While polls show that those surveyed consider Mitt Romney the winner of the first debate with Barack Obama by landslide proportions, the vice presidential debate will probably be perceived as more of a tie. Democrats who went in primed to like Joe Biden will applaud his slash-and-burn aggressiveness. Republicans who went in primed to like Paul Ryan will applaud his wonky Boy Scout earnestness. In the end, this vice presidential debate, like most, will have little impact on the electoral outcome. But the big question this debate raised is one of debating dignity. Biden’s performance -- and he was clearly performing -- included smirking, scoffing, chuckling, and guffawing, although he seems to have mostly skipped the sighing which hurt Al Gore’s standing in 2000 when he debated George W. Bush.

The quest for dignity is as old as the republic. It reflects America’s more elitist and character-oriented republican roots, as well as the monarchical dimensions involved in executive leadership. Originally, the candidate’s virtue as expressed through his dignity was so cherished it was considered undignified for presidential candidates to run, they stood for election, as George Washington did. But the waves of democracy that transformed America also changed campaigning protocols, launching candidates into the hurly burly of the political process.

Of course, these restrictions apply more to presidents and potential presidents than vice presidents. And there is a strong counter-tradition -- which Biden clearly embraced – of the Veep or Veep nominee as tough campaigner, partisan mudslinger, and hatchet man -- or woman. In 1900, when William McKinley ran for re-election against the charismatic William Jennings Bryan, McKinley’s running mate Theodore Roosevelt fought hard against the activist Bryan. Roosevelt delivered 673 speeches to an estimated three million people, while Bryan’s 546 speeches reached approximately 2.5 million Americans. As Roosevelt denounced Bryan and the Democrats for appealing “to every foul and evil passion of mankind,” resorting to “every expedient of mendacity and invective,” McKinley remained presidentially above the fray.
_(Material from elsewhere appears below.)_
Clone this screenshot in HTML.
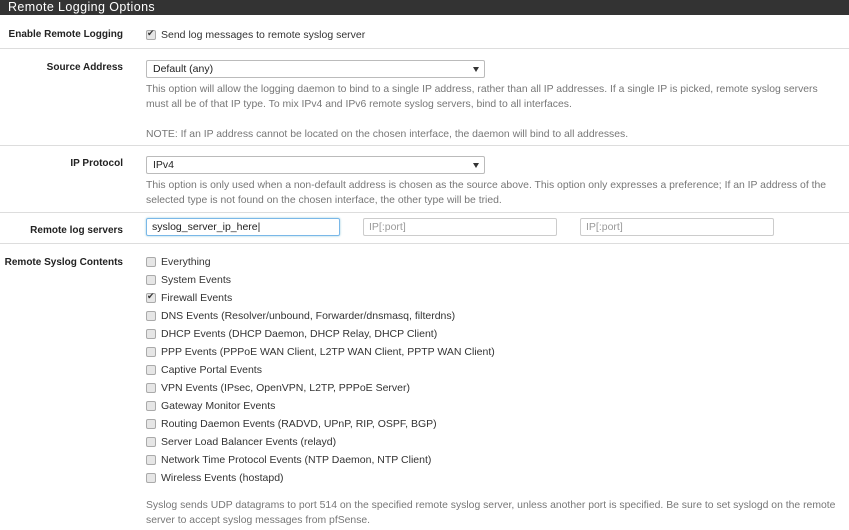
<!DOCTYPE html>
<html><head><style>
*{box-sizing:border-box;margin:0;padding:0}
body{width:849px;height:530px;background:#fff;font-family:"Liberation Sans",sans-serif;font-size:10.5px;color:#222;position:relative;overflow:hidden}
.hd{position:absolute;left:0;top:0;width:849px;height:15px;background:#333;color:#fff;font-size:12.5px;line-height:14px;padding-left:8px;letter-spacing:.4px}
.hr{position:absolute;left:0;width:849px;height:1px;background:#ddd}
.lb{position:absolute;right:726px;text-align:right;font-weight:bold;font-size:10px;white-space:nowrap;color:#222}
.help{position:absolute;left:146px;color:#777;font-size:10.4px;line-height:15px;width:700px;white-space:nowrap}
.sel{position:absolute;left:146px;width:339px;height:18px;border:1px solid #bbb;border-radius:2px;padding-left:6px;line-height:16px;font-size:10.5px}
.sel:after{content:"";position:absolute;right:5px;top:6px;border-left:3px solid transparent;border-right:3px solid transparent;border-top:5px solid #333}
.in{position:absolute;top:218px;width:194px;height:18px;border:1px solid #ccc;border-radius:2px;padding-left:5px;line-height:16px;color:#999}
.cb{position:absolute;left:146px;width:10px;height:10px;border:1px solid #aaa;border-radius:2px;background:#e6e6e6}
.ck:after{content:"✔";position:absolute;left:0px;top:-3px;font-size:9px;color:#333}
.ct{position:absolute;left:161px;white-space:nowrap;font-size:10.5px;color:#333}
</style></head><body>
<div class="hd">Remote Logging Options</div>
<div class="lb" style="top:29px">Enable Remote Logging</div>
<div class="cb ck" style="top:30px"></div><div class="ct" style="top:29px">Send log messages to remote syslog server</div>
<div class="hr" style="top:48px"></div>
<div class="lb" style="top:62px">Source Address</div>
<div class="sel" style="top:60px">Default (any)</div>
<div class="help" style="top:82px">This option will allow the logging daemon to bind to a single IP address, rather than all IP addresses. If a single IP is picked, remote syslog servers<br>must all be of that IP type. To mix IPv4 and IPv6 remote syslog servers, bind to all interfaces.<br><br>NOTE: If an IP address cannot be located on the chosen interface, the daemon will bind to all addresses.</div>
<div class="hr" style="top:145px"></div>
<div class="lb" style="top:158px">IP Protocol</div>
<div class="sel" style="top:156px">IPv4</div>
<div class="help" style="top:178px">This option is only used when a non-default address is chosen as the source above. This option only expresses a preference; If an IP address of the<br>selected type is not found on the chosen interface, the other type will be tried.</div>
<div class="hr" style="top:212px"></div>
<div class="lb" style="top:225px">Remote log servers</div>
<div class="in" style="left:146px;border-color:#7ab8e8;color:#222;box-shadow:0 0 2px #9cd">syslog_server_ip_here|</div>
<div class="in" style="left:363px">IP[:port]</div>
<div class="in" style="left:580px">IP[:port]</div>
<div class="hr" style="top:243px"></div>
<div class="lb" style="top:257px">Remote Syslog Contents</div>
<div class="cb" style="top:257px"></div><div class="ct" style="top:256px">Everything</div>
<div class="cb" style="top:275px"></div><div class="ct" style="top:274px">System Events</div>
<div class="cb ck" style="top:293px"></div><div class="ct" style="top:292px">Firewall Events</div>
<div class="cb" style="top:311px"></div><div class="ct" style="top:310px">DNS Events (Resolver/unbound, Forwarder/dnsmasq, filterdns)</div>
<div class="cb" style="top:329px"></div><div class="ct" style="top:328px">DHCP Events (DHCP Daemon, DHCP Relay, DHCP Client)</div>
<div class="cb" style="top:347px"></div><div class="ct" style="top:346px">PPP Events (PPPoE WAN Client, L2TP WAN Client, PPTP WAN Client)</div>
<div class="cb" style="top:365px"></div><div class="ct" style="top:364px">Captive Portal Events</div>
<div class="cb" style="top:383px"></div><div class="ct" style="top:382px">VPN Events (IPsec, OpenVPN, L2TP, PPPoE Server)</div>
<div class="cb" style="top:401px"></div><div class="ct" style="top:400px">Gateway Monitor Events</div>
<div class="cb" style="top:419px"></div><div class="ct" style="top:418px">Routing Daemon Events (RADVD, UPnP, RIP, OSPF, BGP)</div>
<div class="cb" style="top:437px"></div><div class="ct" style="top:436px">Server Load Balancer Events (relayd)</div>
<div class="cb" style="top:455px"></div><div class="ct" style="top:454px">Network Time Protocol Events (NTP Daemon, NTP Client)</div>
<div class="cb" style="top:473px"></div><div class="ct" style="top:472px">Wireless Events (hostapd)</div>
<div class="help" style="top:498px">Syslog sends UDP datagrams to port 514 on the specified remote syslog server, unless another port is specified. Be sure to set syslogd on the remote<br>server to accept syslog messages from pfSense.</div>
</body></html>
Half a century later, Richard Nixon did the dirty work for President Dwight Eisenhower -- and then expected his vice president Spiro Agnew to fight the partisan wars of the late 1960s and early 1970s against those “nattering nabobs of negativism,” reporters and Democrats. Most recently, in the 2008 campaign, Sarah Palin’s rhetoric was far harsher than Barack Obama’s, her running mate John McCain’s, or her opponent, Joe Biden’s.

Republicans are already encouraging a backlash against Biden’s antics. Whether this will become a broader phenomenon remains to be seen. But, even with all the handwringing over Obama’s passivity last week, Biden should have been more restrained. His behavior turned ugly not just undignified at the end, when Paul Ryan tried to conclude on a gracious note of respect toward the Vice President, and Biden kept clowning rather than rising to the moment. Although his position is modified by the word “Vice,” America’s number two leader should still act like a president.